Rev. William Blount Carter (September 11, 1820 – July 21, 1902) was a farmer, an American Presbyterian minister, and the mastermind of the East Tennessee Bridge Burnings, a guerrilla-warfare action of the American Civil War. Per one history, "Whatever else may be said about the burning of the bridges of the East Tennessee and Virginia Railroad in November, 1861, there can be no doubt whatever that the plan was conceived by the Rev. William B. Carter, of Elizabethton, Tenn., and it was through his influence that Mr. Lincoln and the War Department sanctioned it and pledged the cooperation of the Government in the execution of his plans." Carter was otherwise known as a "highly educated, cultured Christian gentleman, a minister of the Presbyterian church, and highly respected by all who knew him."

==Biography==
William Blount Carter was born in Elizabethton, Tennessee, the second son of Alfred Moore Carter and his second wife, Evalina Belmont Parry. He was named for his father's younger brother, Whig Congressman William Blount Carter. Alfred ran an ironworks and was "circuit court clerk for Carter County, serving from 1810–1836." In 1819, Alfred built a home in Elizabethton. The house remained in the hands of his direct descendants, including Rev. W. B. Carter, until 2002. Carter's brothers Samuel Perry "Powhatan" Carter and James P. T. Carter were also Southern Unionists, both of whom became officers of the Union Army. There is a historical marker out front of the Alfred Moore Carter House in Elizabethton denoting it as a home of Samuel P. Carter.

Carter attended Washington College and Princeton Theological Seminary. He pastored Rogersville Presbyterian Church in Rogersville, Tennessee until 1846 "when his health compelled him to be a farmer at Elizabethton." He was reportedly "always anti-slavery in his views and, it has been said, voted for Fairmont[sic] in 1856 and Lincoln in 1860." He apparently returned to preaching when the Civil War broke out because he "felt that being a pastor was a good cover, so...conducted services on Sunday for local churches and Confederate troops, while organizing a group of people to burn railroad bridges."

He took the stump for the union in 1861, and the thunders of his invectives against secession and disunion were wonderful pieces of oratory; and did much to strengthen the cause of the Union, and during the great war that followed, Mr.
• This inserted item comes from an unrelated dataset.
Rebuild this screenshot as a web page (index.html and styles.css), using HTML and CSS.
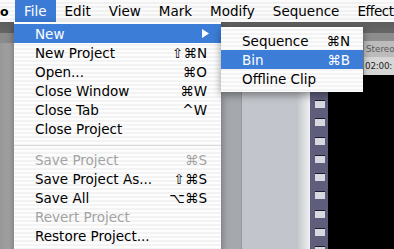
FILE: index.html
```html
<!DOCTYPE html>
<html>
<head>
<meta charset="utf-8">
<link rel="stylesheet" href="styles.css">
</head>
<body>
<div class="screen">
  <div class="menubar">
    <span class="app">o</span>
    <span class="title active">File</span>
    <span class="title">Edit</span>
    <span class="title">View</span>
    <span class="title">Mark</span>
    <span class="title">Modify</span>
    <span class="title">Sequence</span>
    <span class="title last">Effect</span>
  </div>
  <div class="desk">
    <div class="toolbar"></div>
    <div class="panes">
      <div class="pane-left"></div>
      <div class="pane-mid"></div>
      <div class="pane-right">
        <div class="tc-area">
          <div class="tab">Stereo</div>
          <div class="timecode">02:00:</div>
        </div>
        <div class="viewer">
          <div class="film">
            <span class="hole"></span><span class="hole"></span><span class="hole"></span>
            <span class="hole"></span><span class="hole"></span><span class="hole"></span>
            <span class="hole"></span><span class="hole"></span><span class="hole"></span>
          </div>
          <div class="screen-black"></div>
        </div>
      </div>
    </div>
  </div>

  <div class="menu file-menu">
    <div class="item hl"><span>New</span><svg class="arrow" width="7" height="9" viewBox="0 0 7 9"><polygon points="0,0 7,4.5 0,9" fill="#fff"/></svg></div>
    <div class="item"><span>New Project</span><span class="key">⇧⌘N</span></div>
    <div class="item"><span>Open...</span><span class="key">⌘O</span></div>
    <div class="item"><span>Close Window</span><span class="key">⌘W</span></div>
    <div class="item"><span>Close Tab</span><span class="key">^W</span></div>
    <div class="item"><span>Close Project</span></div>
    <div class="sep"></div>
    <div class="item dis"><span>Save Project</span><span class="key">⌘S</span></div>
    <div class="item"><span>Save Project As...</span><span class="key">⇧⌘S</span></div>
    <div class="item"><span>Save All</span><span class="key">⌥⌘S</span></div>
    <div class="item dis"><span>Revert Project</span></div>
    <div class="item"><span>Restore Project...</span></div>
  </div>

  <div class="menu submenu">
    <div class="item"><span>Sequence</span><span class="key">⌘N</span></div>
    <div class="item hl"><span>Bin</span><span class="key">⌘B</span></div>
    <div class="item"><span>Offline Clip</span></div>
  </div>
</div>
</body>
</html>
```

FILE: styles.css
```css
html, body {
  margin: 0;
  padding: 0;
}
body {
  font-family: "DejaVu Sans", "Liberation Sans", sans-serif;
  font-size: 13.5px;
  color: #000;
}
.screen {
  position: relative;
  width: 394px;
  height: 249px;
  overflow: hidden;
  display: flex;
  flex-direction: column;
}
.menubar {
  flex: 0 0 22px;
  display: flex;
  align-items: stretch;
  white-space: nowrap;
  overflow: hidden;
  background: repeating-linear-gradient(#fbfbfb 0 2px, #f1f1f1 2px 4px);
  line-height: 21px;
  box-sizing: border-box;
  padding-top: 1px;
}
.app {
  flex: 0 0 15px;
  font-weight: bold;
  font-size: 12.5px;
}
.title {
  padding: 0 9px;
  flex: 0 0 auto;
}
.title.last {
  padding-right: 0;
  letter-spacing: -0.5px;
}
.title.active {
  background: #3b7bd6;
  color: #fff;
  margin-top: -1px;
  padding-top: 1px;
}
.desk {
  flex: 1;
  display: flex;
  flex-direction: column;
}
.toolbar {
  flex: 0 0 11px;
  background: linear-gradient(#5d5d5d, #666);
}
.panes {
  flex: 1;
  display: flex;
}
.pane-left {
  flex: 0 0 221px;
  background:
    linear-gradient(#8a8a8a 0 10px, transparent 10px),
    linear-gradient(90deg, #979797, #aaaaaa 14px);
}
.pane-mid {
  flex: 0 0 89px;
  background: linear-gradient(90deg, #a5a8ad 0 20px, #95989d 20px 21px, #c2c5cb 21px 76px, #f0f0f2 89px);
}
.pane-right {
  flex: 1;
  display: flex;
  flex-direction: column;
  overflow: hidden;
}
.tc-area {
  flex: 0 0 42px;
  background: #8d8d8d;
  box-sizing: border-box;
  padding: 8px 0 0 54px;
  font-size: 8.8px;
  white-space: nowrap;
}
.tab {
  height: 16px;
  line-height: 16px;
  background: #bcbcbc;
  color: #5a5a5a;
  padding-left: 2px;
}
.timecode {
  height: 18px;
  line-height: 18px;
  background: #d6d6d6;
  color: #222;
  padding-left: 1px;
  letter-spacing: -0.2px;
}
.viewer {
  flex: 1;
  display: flex;
}
.film {
  flex: 0 0 18px;
  background: #5e5e7c;
  display: flex;
  flex-direction: column;
  gap: 10.3px;
  padding-top: 25px;
  box-sizing: border-box;
}
.hole {
  display: block;
  margin-left: 5px;
  width: 10px;
  height: 8px;
  flex: 0 0 8px;
  background: #d8d8e0;
  border-top: 1px solid #1c1c2c;
  box-sizing: border-box;
}
.screen-black {
  flex: 1;
  background: #000;
}
.menu {
  position: absolute;
  background: repeating-linear-gradient(#fdfdfd 0 2px, #f3f3f3 2px 4px);
  box-shadow: 0 3px 8px rgba(0, 0, 0, 0.4);
  white-space: nowrap;
}
.file-menu {
  left: 14px;
  top: 22px;
  width: 207px;
  height: 232px;
  padding-top: 2px;
  box-sizing: border-box;
}
.submenu {
  left: 221px;
  top: 27px;
  width: 142px;
  padding: 4px 0;
}
.item {
  display: flex;
  justify-content: space-between;
  align-items: flex-start;
  height: 19px;
  box-sizing: border-box;
  padding: 2px 14px 0 21px;
  line-height: 17px;
}
.submenu .item {
  padding-right: 13px;
}
.item.hl {
  background: #3c7dd8;
  color: #fff;
}
.item.dis {
  color: #a3a3a3;
}
.arrow {
  margin-top: 3px;
  margin-right: -2px;
}
.sep {
  height: 12px;
  box-sizing: border-box;
  padding-top: 7px;
}
.sep::before {
  content: "";
  display: block;
  border-top: 1px solid #dadada;
}
```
Carter was a staunch supporter of the government, and history records that he was largely, if not primarily, instrumental in planning for the destruction of the railroad bridges in 1862.

In 1862, Carter's wife, along with the wives of Andrew Johnson, Parson Brownlow, and Horace Maynard were all ordered to evacuate Confederate-occupied Tennessee by Confederate commander E. Kirby Smith.

He was a delegate to the 1870 Tennessee Constitutional Convention and "was a strong candidate for president of that body against General John C. Brown."

According to a 1928 history, "His collection of books...was in his time, one of the finest private libraries in the South, embracing many classical works in Hebrew, Greek, and Latin." In old age, Carter struggled with vision loss and endured a long physical decline. He was married twice and had three children with his second wife. Carter died at the home of his son, W. E. Carter, at Thomas' Bridge in Sullivan County. His funeral was "largely attended," and he was buried at the Carter family cemetery in Elizabethton.